Tax rates have fluctuated for several years. From 1 January 2009 there is a 5 percent tax on share transactions, which was approved in March 2007. A 5 percent capital gains tax, first adopted in March 2007 but suspended in December 2008 for a year amid the global recession, applies from 1 January 2010. A 4.1 percent tax is levied on resident shareholders, and non-resident shareholders have the 30 percent corporate tax withheld at the source.

Out of the group, Argentina presents the most obstacles to foreign firms. The country continues to be hindered by its legal framework for fund formation, and that local pension funds were nationalized in 2008, barring investors from participating in private equity.
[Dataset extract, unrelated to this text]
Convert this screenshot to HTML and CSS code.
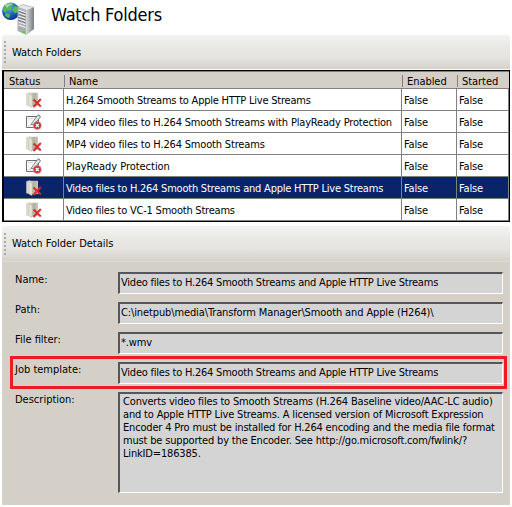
FILE: index.html
```html
<!DOCTYPE html>
<html lang="en">
<head>
<meta charset="utf-8">
<title>Watch Folders</title>
<link rel="stylesheet" href="styles.css">
</head>
<body>
<svg width="0" height="0" class="defs" aria-hidden="true">
  <defs>
    <linearGradient id="fold" x1="0" x2="1"><stop offset="0" stop-color="#d9d6ca"/><stop offset=".5" stop-color="#b3af9f"/><stop offset="1" stop-color="#cbc8ba"/></linearGradient>
    <linearGradient id="side" x1="0" x2="1"><stop offset="0" stop-color="#d0d3d6"/><stop offset="1" stop-color="#777b80"/></linearGradient>
    <radialGradient id="globe" cx=".4" cy=".3" r=".75"><stop offset="0" stop-color="#66b5f2"/><stop offset=".5" stop-color="#1e66cc"/><stop offset="1" stop-color="#092d86"/></radialGradient>
    <symbol id="folder" viewBox="0 0 16 16">
      <path d="M.5 1.5 4 .5 4 14 .5 13Z" fill="#dedbd0" stroke="#c9c6ba" stroke-width=".5"/>
      <path d="M4 .8 12 .8 12 14 4 14.5Z" fill="url(#fold)"/>
      <path d="M3 1.5 6 3.5 6 15.5 3 14Z" fill="#e9e6dd" stroke="#b4b1a3" stroke-width=".5"/>
      <path d="M7.5 7.5 14.8 14.5M14.8 7 7.5 15" stroke="#d92c2c" stroke-width="2"/>
    </symbol>
    <symbol id="edit" viewBox="0 0 16 16">
      <path d="M.5 2.5H12.5V13.5H.5Z" fill="#f6f6f6" stroke="#6b7075"/>
      <path d="M2 4.5H7M2 11.5H5" stroke="#d5d8db"/>
      <path d="M5 10.5 11 2 13 .8 14.5 3 8 10.5Z" fill="#d8d8d4" stroke="#65686a" stroke-width=".8"/>
      <path d="M6.5 9.5 12.5 2.5" stroke="#fff" stroke-width=".8"/>
      <circle cx="11.3" cy="11.5" r="4" fill="#c93038" stroke="#dda0a2" stroke-width=".6"/>
      <path d="M9.8 10 12.8 13M12.8 10 9.8 13" stroke="#fff" stroke-width="1.2"/>
    </symbol>
  </defs>
</svg>
<main class="page">
  <header class="title-bar">
    <svg class="app-icon" viewBox="0 0 34 34" width="34" height="34">
      <circle cx="8.8" cy="10.3" r="8.7" fill="url(#globe)"/>
      <path d="M2 5Q5 1.8 10 2L12 3.5 9.5 5 8.5 8 5.5 8.5 4 11.5 1.5 11 1 8.5ZM11 6.5 14 4.5 16 8 16.2 11 13 12.5 10.5 9.5ZM3.5 12 8 13 7.5 17 5 16.5 3 14.5Z" fill="#58b848"/>
      <path d="M3 4Q7 1.5 11 3Q7 4 5 7Z" fill="#d6f0e8" opacity=".6"/>
      <path d="M15 6 21 3.5 32 6.5 24.5 9.5Z" fill="#e4e6e8" stroke="#8a8e92" stroke-width=".5"/>
      <path d="M15.5 6 24.5 9.5 24.5 34 15.5 30Z" fill="#a9adb1"/>
      <path d="M24.5 9.5 32 6.5 32 28 24.5 34Z" fill="url(#side)"/>
      <path d="M16.5 9 23.5 11.5M16.5 12 23.5 14.5M16.5 15 23.5 17.5M16.5 18 23.5 20.5M16.5 21 23.5 23.5M16.5 24 23.5 26.5" stroke="#f2f4f5" stroke-width="1.2"/>
      <path d="M16.5 10.3 23.5 12.8M16.5 13.3 23.5 15.8M16.5 16.3 23.5 18.8M16.5 19.3 23.5 21.8" stroke="#5f6469" stroke-width=".8"/>
      <circle cx="21.7" cy="31.2" r="1.4" fill="#67d52c"/>
    </svg>
    <h1>Watch Folders</h1>
  </header>

  <div class="toolbar"><i class="grip"></i><span>Watch Folders</span></div>

  <section class="grid">
    <div class="row head"><span>Status</span><span>Name</span><span>Enabled</span><span>Started</span></div>
    <div class="row"><span><svg class="ico"><use href="#folder"/></svg></span><span class="tight">H.264 Smooth Streams to Apple HTTP Live Streams</span><span>False</span><span>False</span></div>
    <div class="row"><span><svg class="ico"><use href="#edit"/></svg></span><span>MP4 video files to H.264 Smooth Streams with PlayReady Protection</span><span>False</span><span>False</span></div>
    <div class="row"><span><svg class="ico"><use href="#folder"/></svg></span><span>MP4 video files to H.264 Smooth Streams</span><span>False</span><span>False</span></div>
    <div class="row"><span><svg class="ico"><use href="#edit"/></svg></span><span class="loose">PlayReady Protection</span><span>False</span><span>False</span></div>
    <div class="row selected"><span><svg class="ico"><use href="#folder"/></svg></span><span class="tight">Video files to H.264 Smooth Streams and Apple HTTP Live Streams</span><span>False</span><span>False</span></div>
    <div class="row"><span><svg class="ico"><use href="#folder"/></svg></span><span class="tight">Video files to VC-1 Smooth Streams</span><span>False</span><span>False</span></div>
  </section>

  <div class="toolbar details-bar"><i class="grip"></i><span>Watch Folder Details</span></div>

  <section class="details">
    <div class="field"><label>Name:</label><div class="box tight">Video files to H.264 Smooth Streams and Apple HTTP Live Streams</div></div>
    <div class="field"><label>Path:</label><div class="box path">C:\inetpub\media\Transform Manager\Smooth and Apple (H264)\</div></div>
    <div class="field"><label>File filter:</label><div class="box">*.wmv</div></div>
    <div class="field marked"><label>Job template:</label><div class="box tight">Video files to H.264 Smooth Streams and Apple HTTP Live Streams</div></div>
    <div class="field"><label>Description:</label><div class="box area">Converts video files to Smooth Streams (H.264 Baseline video/AAC-LC audio)<br>and to Apple HTTP Live Streams. A licensed version of Microsoft Expression<br>Encoder 4 Pro must be installed for H.264 encoding and the media file format<br>must be supported by the Encoder. See http://go.microsoft.com/fwlink/?<br>LinkID=186385.</div></div>
  </section>
</main>
</body>
</html>
```
FILE: styles.css
```css
* { box-sizing: border-box; }
body {
  margin: 0;
  background: #fff;
  color: #000;
  font: 11px/13px "DejaVu Sans Condensed", "DejaVu Sans", sans-serif;
  font-stretch: condensed;
  letter-spacing: -0.17px;
  white-space: nowrap;
}
.defs { display: block; height: 0; }
.page { width: 512px; height: 507px; padding-left: 2px; overflow: hidden; }

.title-bar { display: flex; height: 35px; }
.app-icon { flex: none; margin-top: 1px; }
h1 { margin: 4px 0 0 15px; font-size: 18px; line-height: 22px; font-weight: 400; letter-spacing: -0.22px; }

.toolbar {
  display: flex;
  align-items: center;
  width: 508px;
  height: 34px;
  background: linear-gradient(#f3f3f1, #e8e7e3 40%, #e5e4df 65%, #d5d2ca);
  border-radius: 3px 3px 0 0;
  letter-spacing: -0.03px;
}
.grip {
  width: 2px;
  height: 22px;
  margin: 0 6px 0 2px;
  background: repeating-linear-gradient(#a9a9a9 0 2px, transparent 2px 4px);
}

.grid {
  width: 508px;
  height: 152px;
  margin-top: 1px;
  border: solid #000;
  border-width: 1px 1px 1px 2px;
}
.row {
  display: grid;
  grid-template-columns: 60px 338px 55px 52px;
  height: 22px;
  border-bottom: 1px solid #808080;
}
.row > span { display: flex; align-items: center; padding: 1px 0 0 2px; border-right: 1px solid #808080; }
.row > span:first-child { justify-content: center; padding: 0; }
.row.head { height: 18px; background: #d4d0c8; border-top: 1px solid #808080; }
.row.head > span { padding: 2px 0 0 5px; border-right: 0; letter-spacing: -0.05px; }
.row.head > span:first-child { justify-content: flex-start; }
.row.head > span + span { background: linear-gradient(#808080, #808080) 0 3px / 1px 12px no-repeat; }
.ico { width: 16px; height: 16px; }
.row.selected > span { background: #0a246a; color: #fff; }
.row.selected > span:last-child { border-right-color: #808080; }
.tight { letter-spacing: -0.22px; }
.loose { letter-spacing: -0.03px; }
.path { letter-spacing: -0.12px; }

.details-bar { margin-top: 4px; height: 36px; border-bottom: 1px solid #dfddd7; }
.details {
  display: flex;
  flex-direction: column;
  width: 508px;
  height: 243px;
  padding: 5px 3px 0 8px;
  background: #d4d0c8;
}
.field { display: flex; height: 30px; padding: 5px 5px 0 5px; }
.field label { flex: none; width: 103px; padding-top: 1px; letter-spacing: 0; }
.box {
  flex: none;
  width: 385px;
  height: 22px;
  padding: 2px 0 0 1px;
  background: #d4d4d4;
  border: solid;
  border-width: 2px 1px 1px 2px;
  border-color: #55565a #fff #fff #55565a;
}
.area { height: 101px; padding: 1px 0 0 3px; }
.marked { height: 33px; margin-top: -1px; margin-bottom: -2px; padding: 3px 2px 0; border: 3px solid #ed1c24; }
```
The perceptions of corruption along with the lack of a strong policy framework are also major hurdles for the country in regards to attracting investment.

Argentina also has a complex and high-tax environment.

“Two elements that impact the private equity industry include an increased capital gains tax and an extended stamp tax that was passed in January 2009 by the City of Buenos Aires,” says Ambrose.

The lack of a specific regulatory framework for private equity is still a major constraint in Argentina. The Funds Law makes general provisions for funds of various types, some of which can be used to operate private equity funds. However, most funds, including those managed by

Argentine firms, continue to be incorporated abroad.

The tax environment in Argentina has become increasingly costly. Argentine funds and companies are subject to capital gains at normal tax rates, which are set at 35 percent, up from 33 percent as of December 2008. The transfer of shares by a foreign, non-resident company or fund is exempt from income tax.

“The region is evolving and learning from mistakes,” says the New York-based tax attorney.

“[Latin America] remains hungry for capital and firms are interested. A lot of it is trial and error which is not ideal, naturally, but it’s an exciting time with a lot of potential. They’re figuring it out.